> **TASK**
Skip all pictures, then print the remaining material exactly.

> **MATERIAL PROVIDED**
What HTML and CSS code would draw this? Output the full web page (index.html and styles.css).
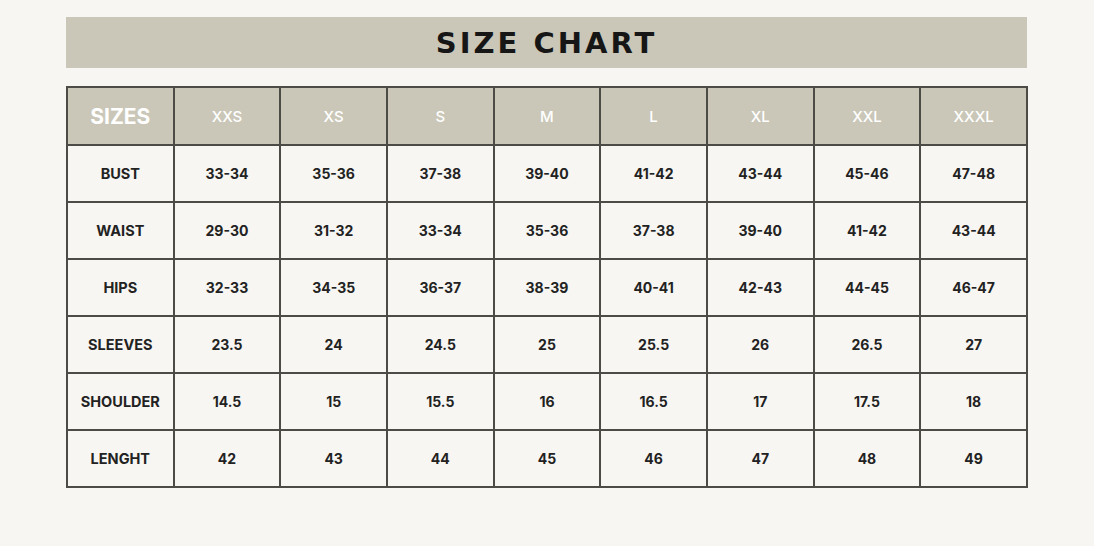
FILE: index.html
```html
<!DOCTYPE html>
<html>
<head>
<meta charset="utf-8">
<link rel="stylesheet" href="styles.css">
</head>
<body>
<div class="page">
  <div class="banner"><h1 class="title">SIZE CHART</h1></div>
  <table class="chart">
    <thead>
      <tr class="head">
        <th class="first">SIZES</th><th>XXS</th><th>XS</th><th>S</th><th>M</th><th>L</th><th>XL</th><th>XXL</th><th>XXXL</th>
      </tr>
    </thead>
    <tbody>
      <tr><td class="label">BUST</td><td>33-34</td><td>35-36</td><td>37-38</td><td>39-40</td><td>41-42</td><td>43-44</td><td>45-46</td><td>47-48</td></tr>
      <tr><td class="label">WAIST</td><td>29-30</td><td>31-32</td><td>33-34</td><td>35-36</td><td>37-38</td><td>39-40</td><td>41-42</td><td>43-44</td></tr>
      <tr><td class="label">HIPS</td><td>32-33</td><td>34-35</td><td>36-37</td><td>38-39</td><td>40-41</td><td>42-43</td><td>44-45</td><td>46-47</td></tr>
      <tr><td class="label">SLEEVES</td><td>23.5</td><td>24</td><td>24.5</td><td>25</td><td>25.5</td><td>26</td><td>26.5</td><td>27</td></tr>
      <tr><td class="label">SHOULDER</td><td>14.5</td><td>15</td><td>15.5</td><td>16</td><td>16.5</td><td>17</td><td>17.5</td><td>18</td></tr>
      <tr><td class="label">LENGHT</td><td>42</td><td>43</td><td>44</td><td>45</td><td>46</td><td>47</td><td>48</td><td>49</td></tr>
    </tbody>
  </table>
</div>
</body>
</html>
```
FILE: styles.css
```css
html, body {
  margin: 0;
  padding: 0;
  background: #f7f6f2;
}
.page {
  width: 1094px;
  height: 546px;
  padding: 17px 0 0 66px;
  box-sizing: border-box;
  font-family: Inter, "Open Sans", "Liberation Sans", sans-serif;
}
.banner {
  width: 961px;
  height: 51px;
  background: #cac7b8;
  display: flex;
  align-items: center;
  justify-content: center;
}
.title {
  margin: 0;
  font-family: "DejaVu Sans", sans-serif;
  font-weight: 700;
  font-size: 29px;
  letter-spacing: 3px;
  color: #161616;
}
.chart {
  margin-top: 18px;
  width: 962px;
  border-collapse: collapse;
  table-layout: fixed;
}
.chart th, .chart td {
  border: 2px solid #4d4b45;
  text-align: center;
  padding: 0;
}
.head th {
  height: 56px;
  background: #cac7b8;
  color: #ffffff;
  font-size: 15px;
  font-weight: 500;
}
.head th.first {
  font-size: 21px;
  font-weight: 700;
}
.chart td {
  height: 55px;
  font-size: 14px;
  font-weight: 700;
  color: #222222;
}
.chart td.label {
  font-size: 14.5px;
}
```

> **RESULT OF THIS EXERCISE**
What HTML and CSS code would draw this? Output the full web page (index.html and styles.css).
FILE: index.html
```html
<!DOCTYPE html>
<html>
<head>
<meta charset="utf-8">
<link rel="stylesheet" href="styles.css">
</head>
<body>
<div class="page">
  <div class="banner"><h1 class="title">SIZE CHART</h1></div>
  <table class="chart">
    <thead>
      <tr class="head">
        <th class="first">SIZES</th><th>XXS</th><th>XS</th><th>S</th><th>M</th><th>L</th><th>XL</th><th>XXL</th><th>XXXL</th>
      </tr>
    </thead>
    <tbody>
      <tr><td class="label">BUST</td><td>33-34</td><td>35-36</td><td>37-38</td><td>39-40</td><td>41-42</td><td>43-44</td><td>45-46</td><td>47-48</td></tr>
      <tr><td class="label">WAIST</td><td>29-30</td><td>31-32</td><td>33-34</td><td>35-36</td><td>37-38</td><td>39-40</td><td>41-42</td><td>43-44</td></tr>
      <tr><td class="label">HIPS</td><td>32-33</td><td>34-35</td><td>36-37</td><td>38-39</td><td>40-41</td><td>42-43</td><td>44-45</td><td>46-47</td></tr>
      <tr><td class="label">SLEEVES</td><td>23.5</td><td>24</td><td>24.5</td><td>25</td><td>25.5</td><td>26</td><td>26.5</td><td>27</td></tr>
      <tr><td class="label">SHOULDER</td><td>14.5</td><td>15</td><td>15.5</td><td>16</td><td>16.5</td><td>17</td><td>17.5</td><td>18</td></tr>
      <tr><td class="label">LENGHT</td><td>42</td><td>43</td><td>44</td><td>45</td><td>46</td><td>47</td><td>48</td><td>49</td></tr>
    </tbody>
  </table>
</div>
</body>
</html>
```
FILE: styles.css
```css
html, body {
  margin: 0;
  padding: 0;
  background: #f7f6f2;
}
.page {
  width: 1094px;
  height: 546px;
  padding: 17px 0 0 66px;
  box-sizing: border-box;
  font-family: Inter, "Open Sans", "Liberation Sans", sans-serif;
}
.banner {
  width: 961px;
  height: 51px;
  background: #cac7b8;
  display: flex;
  align-items: center;
  justify-content: center;
}
.title {
  margin: 0;
  font-family: "DejaVu Sans", sans-serif;
  font-weight: 700;
  font-size: 29px;
  letter-spacing: 3px;
  color: #161616;
}
.chart {
  margin-top: 18px;
  width: 962px;
  border-collapse: collapse;
  table-layout: fixed;
}
.chart th, .chart td {
  border: 2px solid #4d4b45;
  text-align: center;
  padding: 0;
}
.head th {
  height: 56px;
  background: #cac7b8;
  color: #ffffff;
  font-size: 15px;
  font-weight: 500;
}
.head th.first {
  font-size: 21px;
  font-weight: 700;
}
.chart td {
  height: 55px;
  font-size: 14px;
  font-weight: 700;
  color: #222222;
}
.chart td.label {
  font-size: 14.5px;
}
```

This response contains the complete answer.